The Big Knife: The Richardson Theatre Centre presents the revival of a little-known play by a little-discussed playwright who was the most critically acclaimed theater artist of the '30s and '40s. Although he may have possessed the hair of George Kauffman, Clifford Odets was more or less being aped by John Turturro in the Coen Brothers' Barton Fink. With his odes to the struggle of the little guy (and girl), Odets rescued the American theater from its escapist preoccupations. Unfortunately, his muckraking moralism and working-class condescension haven't aged well, which explains why the Richardson Theatre Centre performs his latest as a campy, soapy melodrama. The Big Knife is a sordid tale of a screen actor who slowly disintegrates through perennial Hollywood temptations. Performances happen Thursday-Saturday at 8 p.m. through July 27 at 718 Canyon Creek Square behind the Tom Thumb in Richardson. Tickets are $8-$10. Call 699-1130.
First Friday Stargazing: If gigantic bursts of light in the night sky is your way of celebrating American Independence Day, the "First Friday Stargazing" summer series at Richland College should easily light your fire. The Planetarium show that precedes the actual stargazing is known as "Richland Skies," and it's a large re-creation of the planets and stars you'd find in the raw sky this night. What you'll be seeing through the telescopes provided afterward by Richland College astronomers will be a spectacle considerably more beautiful than that provided by the incendiary doodads sold by East Texas roadsides, and stars--although very hot--have yet to set a single wood-shingled roof on fire. Any and all "First Friday Stargazing" events are dependent upon the good will of the weather, needless to say. Performances happen at 8 p.m. and 8:45 p.m. in the Planetarium of Sabine Hall, Richland College, 12800 Abrams Rd. It's free, but a small donation is appreciated and seating is limited. For info call 238-6013.
Pussy, Pussy, Pussy: It's a measure of how far sixth-grade humor has permeated civilized adult society at large that we must rush to provide a hasty explanation of the above title. "Pussy, Pussy, Pussy" is the name of a legendary single produced by North Texas bluesman Marvin "Smokey" Montgomery, who toiled in a medium which loved to sneak bawdy double entendres past the "adult, civilized society" (read "white people") for whom black practitioners often performed. Still, it's not the intention of the venerable Light Crust Doughboys to insult any potential ticket buyer. The fact that Montgomery himself was a Doughboy makes the reference that much more defensible.
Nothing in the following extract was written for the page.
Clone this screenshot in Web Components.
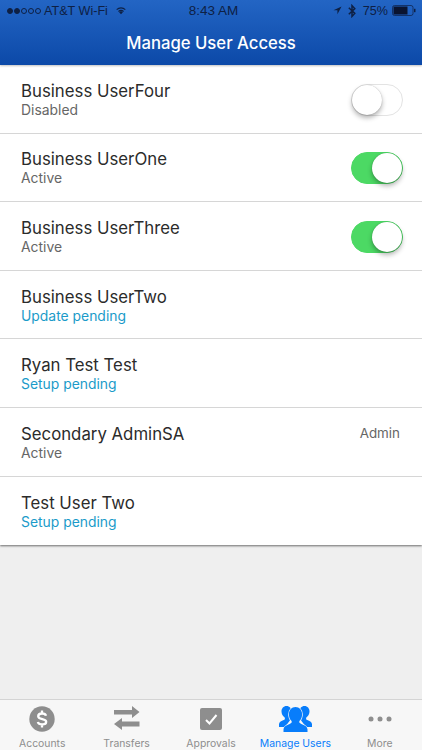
<!DOCTYPE html>
<html>
<head>
<meta charset="utf-8">
<title>Manage User Access</title>
<style>
  html, body { margin: 0; padding: 0; height: 100%; }
  body {
    width: 422px;
    height: 750px;
    overflow: hidden;
    display: flex;
    flex-direction: column;
    background: #efefef;
    font-family: "Inter", "Liberation Sans", sans-serif;
  }
  user-list { flex: 1; }
</style>
</head>
<body>
  <app-header title="Manage User Access"></app-header>
  <user-list>
    <user-row name="Business UserFour" status="Disabled" toggle="off"></user-row>
    <user-row name="Business UserOne" status="Active" toggle="on"></user-row>
    <user-row name="Business UserThree" status="Active" toggle="on"></user-row>
    <user-row name="Business UserTwo" status="Update pending" pending></user-row>
    <user-row name="Ryan Test Test" status="Setup pending" pending></user-row>
    <user-row name="Secondary AdminSA" status="Active" role="Admin"></user-row>
    <user-row name="Test User Two" status="Setup pending" pending last></user-row>
  </user-list>
  <tab-bar>
    <tab-item label="Accounts">
      <svg viewBox="0 0 26 26" width="26" height="26"><circle cx="13" cy="13" r="12.700" fill="#8e8e8e"/><path d="M17 9.800c-.4-1.500-1.900-2.300-4-2.300-2.300 0-3.800 1.100-3.800 2.800 0 3.700 8 2 8 5.500 0 1.700-1.700 2.700-4.100 2.700-2.300 0-3.800-.9-4.300-2.500M13 4.500v3M13 18.500v3" fill="none" stroke="#fff" stroke-width="2.300"/></svg>
    </tab-item>
    <tab-item label="Transfers">
      <svg viewBox="0 0 26 25" width="26" height="25"><path d="M0 4h18V0l7.500 6L18 12V8.500H0zM25.500 15.500H8V12L0 18l8 6v-3.500h17.500z" fill="#8e8e8e"/></svg>
    </tab-item>
    <tab-item label="Approvals">
      <svg viewBox="0 0 22 22" width="22" height="22"><rect width="22" height="22" rx="2" fill="#8e8e8e"/><path d="M6 12l3.500 3.500L16.500 7" fill="none" stroke="#fff" stroke-width="2"/></svg>
    </tab-item>
    <tab-item label="Manage Users" active>
      <svg viewBox="0 0 33 26" width="33" height="26"><path d="M7.500 0c3 0 5 2.400 5 5.500 0 2.300-.8 4.300-2.200 5.500-.4 1.100.1 1.700 1.500 2.200L6 21H0v-3c.4-2.300 2.400-3 4.700-3.900 1.100-.5 1.500-1.100 1-2.600C3.800 10.200 2.500 8 2.500 5.500 2.500 2.400 4.500 0 7.500 0zM25.500 0c-3 0-5 2.400-5 5.500 0 2.300.8 4.300 2.200 5.500.4 1.100-.1 1.700-1.500 2.200L27 21h6v-3c-.4-2.300-2.400-3-4.700-3.900-1.100-.5-1.500-1.100-1-2.600 1.900-1.300 3.200-3.500 3.200-6 0-3.100-2-5.500-5-5.500z" fill="#087dfb"/><path d="M16.500 1c3.900 0 6.600 3.200 6.600 7.200 0 2.900-1 5.300-2.700 6.900-.5 1.400.2 2.200 1.900 2.900 3.200 1.200 5.700 2.200 6.200 5.400V26H4.500v-2.600c.5-3.200 3-4.200 6.200-5.400 1.700-.7 2.400-1.500 1.900-2.900-1.700-1.600-2.700-4-2.700-6.900 0-4 2.700-7.200 6.600-7.200z" fill="#087dfb" stroke="#f7f7f7" stroke-width="1.400" paint-order="stroke"/></svg>
    </tab-item>
    <tab-item label="More">
      <svg viewBox="0 0 28 28" width="28" height="28"><circle cx="5" cy="14" r="2.500" fill="#8e8e8e"/><circle cx="14" cy="14" r="2.500" fill="#8e8e8e"/><circle cx="23" cy="14" r="2.500" fill="#8e8e8e"/></svg>
    </tab-item>
  </tab-bar>

<script>
class AppHeader extends HTMLElement {
  constructor() {
    super();
    this.shadowDOM = this.attachShadow({ mode: "open" });
  }
  connectedCallback() {
    const title = this.getAttribute("title");
    this.shadowDOM.innerHTML = `
    <style>
      :host {
        display: block;
        height: 65px;
        position: relative;
        background: linear-gradient(#2365c4, #0c49a8);
        box-shadow: 0 1px 2px rgba(0,0,0,.25);
        color: #fff;
      }
      .status {
        height: 21px;
        padding: 0 6px 0 7px;
        display: flex;
        align-items: center;
        justify-content: space-between;
        font-size: 12.600px;
        color: #0e2044;
        font-family: "Liberation Sans", sans-serif;
      }
      .side { flex: 1; display: flex; align-items: center; }
      .right { justify-content: flex-end; }
      .time { font-size: 13.500px; margin-left: 4px; }
      .dots { display: flex; gap: 1px; margin-right: 3px; }
      .dots i { width: 6px; height: 6px; border-radius: 50%; border: 1px solid #0e2044; box-sizing: border-box; }
      .dots i.on { background: #0e2044; }
      h1 {
        margin: 0;
        text-align: center;
        font-size: 16.700px;
        font-weight: 500;
        line-height: 44px;
      }
    </style>
    <div class="status">
      <div class="side">
        <span class="dots"><i class="on"></i><i class="on"></i><i></i><i></i><i></i></span>
        <span>AT&amp;T Wi-Fi</span>
        <svg viewBox="0 0 14 10" width="12" height="9" style="margin-left:7px"><path d="M7 9.500L4.800 7a3 3 0 0 1 4.400 0zM3.600 5.700a5 5 0 0 1 6.800 0l-.8 1a3.800 3.800 0 0 0-5.200 0zM1.500 3.500a8 8 0 0 1 11 0l-.9 1a6.600 6.600 0 0 0-9.200 0z" fill="#0e2044"/></svg>
      </div>
      <span class="time">8:43 AM</span>
      <div class="side right">
        <svg viewBox="0 0 10 10" width="9" height="9" style="margin-right:6px"><path d="M9.500.5L.5 4.800h4.400v4.400z" fill="#0e2044"/></svg>
        <svg viewBox="0 0 8 14" width="8" height="14" style="margin-right:7px"><path d="M.8 3.800l6 5.600L4 12.400V1.600l2.800 3L.8 10.200" fill="none" stroke="#0e2044" stroke-width="1.500"/></svg>
        <span>75%</span>
        <svg viewBox="0 0 24 11" width="24" height="11" style="margin-left:4px"><rect x=".5" y=".5" width="20.500" height="10" rx="2" fill="none" stroke="#0e2044" stroke-opacity=".7"/><rect x="1.500" y="1.500" width="14" height="8" fill="#0a1430"/><rect x="22" y="3.800" width="1.500" height="3.400" fill="#0e2044"/></svg>
      </div>
    </div>
    <h1>${title}</h1>
    `;
  }
}
customElements.define("app-header", AppHeader);

class UserList extends HTMLElement {
  constructor() {
    super();
    this.attachShadow({ mode: "open" }).innerHTML = `
    <style>
      :host { display: block; }
      .card { background: #fff; box-shadow: 0 1px 2px rgba(0,0,0,.55); }
    </style>
    <div class="card"><slot></slot></div>
    `;
  }
}
customElements.define("user-list", UserList);

class UserRow extends HTMLElement {
  constructor() {
    super();
    this.shadowDOM = this.attachShadow({ mode: "open" });
  }
  connectedCallback() {
    const toggle = this.getAttribute("toggle");
    const role = this.getAttribute("role");
    let side = "";
    if (toggle) side = `<toggle-switch ${toggle === "on" ? "checked" : ""}></toggle-switch>`;
    if (role) side = `<span class="role">${role}</span>`;
    this.shadowDOM.innerHTML = `
    <style>
      :host {
        display: flex;
        align-items: center;
        justify-content: space-between;
        box-sizing: border-box;
        height: 68.600px;
        padding: 2px 19px 0 21px;
        border-bottom: 1px solid #d6d6d6;
      }
      :host([last]) { border-bottom: none; }
      .name { font-size: 16.800px; line-height: 21px; color: #2b2b2b; }
      .status { font-size: 13.900px; line-height: 17px; color: #666; }
      :host([pending]) .status { color: #1b9bc9; }
      .role {
        align-self: flex-start;
        margin: 15px 3px 0 0;
        font-size: 13.400px;
        line-height: 17px;
        color: #666;
      }
    </style>
    <div>
      <div class="name">${this.getAttribute("name")}</div>
      <div class="status">${this.getAttribute("status")}</div>
    </div>
    ${side}
    `;
  }
}
customElements.define("user-row", UserRow);

class ToggleSwitch extends HTMLElement {
  constructor() {
    super();
    this.attachShadow({ mode: "open" }).innerHTML = `
    <style>
      :host {
        display: block;
        width: 52px;
        height: 32px;
        box-sizing: border-box;
        border-radius: 16px;
        border: 1px solid #e3e3e3;
        background: #fff;
        position: relative;
      }
      :host([checked]) { background: #4cd964; border-color: #4cd964; }
      .knob {
        position: absolute;
        left: 0;
        top: 0;
        width: 30px;
        height: 30px;
        border-radius: 50%;
        background: #fff;
        box-shadow: 0 3px 5px rgba(0,0,0,.3), 0 0 1px rgba(0,0,0,.3);
      }
      :host([checked]) .knob { left: 20px; }
    </style>
    <div class="knob"></div>
    `;
  }
}
customElements.define("toggle-switch", ToggleSwitch);

class TabBar extends HTMLElement {
  constructor() {
    super();
    this.attachShadow({ mode: "open" }).innerHTML = `
    <style>
      :host {
        display: flex;
        box-sizing: border-box;
        height: 51px;
        background: #f7f7f7;
        border-top: 1px solid #d4d4d4;
      }
    </style>
    <slot></slot>
    `;
  }
}
customElements.define("tab-bar", TabBar);

class TabItem extends HTMLElement {
  constructor() {
    super();
    this.attachShadow({ mode: "open" }).innerHTML = `
    <style>
      :host {
        flex: 1;
        display: flex;
        flex-direction: column;
        align-items: center;
        color: #8e8e8e;
        font-size: 10.400px;
      }
      :host([active]) { color: #087dfb; }
      .icon { height: 37px; display: flex; align-items: center; }
      .label { line-height: 13px; white-space: nowrap; }
    </style>
    <div class="icon"><slot></slot></div>
    <div class="label">${this.getAttribute("label")}</div>
    `;
  }
}
customElements.define("tab-item", TabItem);
</script>
</body>
</html>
Come see "Pussy, Pussy, Pussy" and expect standards by Texas legends like Leadbelly, Blind Lemon Jefferson, Clarence "Pinetop" Smith, and others. Belter Sherrill Douglas makes a cameo appearance as Patsy Cline for a country diversion from this otherwise full-frontal blues program. The evening kicks off at 7:30 p.m. at the Pocket Sandwich Theatre, 5400 E. Mockingbird. Tickets are $10. Call 821-1860.
The Second-Annual Deep Ellum Summer Arts Festival: Speaking of festivals that celebrate the ever-thriving American blues tradition, the second-annual Deep Ellum Summer Arts Festival sweeps in with a live musical stage strictly dedicated to blues, jazz, and blues- and jazz-influenced performers like the Spin Doctors, Tablet, and the Freewheelers. The most American or un-American vision of the arts, depending on your impressions of the U.S. class war, is the Deep Ellum Summer Arts Festival Body-Art Exposition, in which folks with large, colorful, conspicuous tattoos are awarded trophies based on how colorful, conspicuous, and articulate their tattoos really are. Other visual arts are in the offing, as well as food and a host of strolling street performers. Festival hours are July 5, 7 p.m.-11 p.m.; July 6, 11 a.m.-11 p.m.; and July 7, 1 p.m.-9 p.m. in Deep Ellum. It's free. Call 747-DEEP.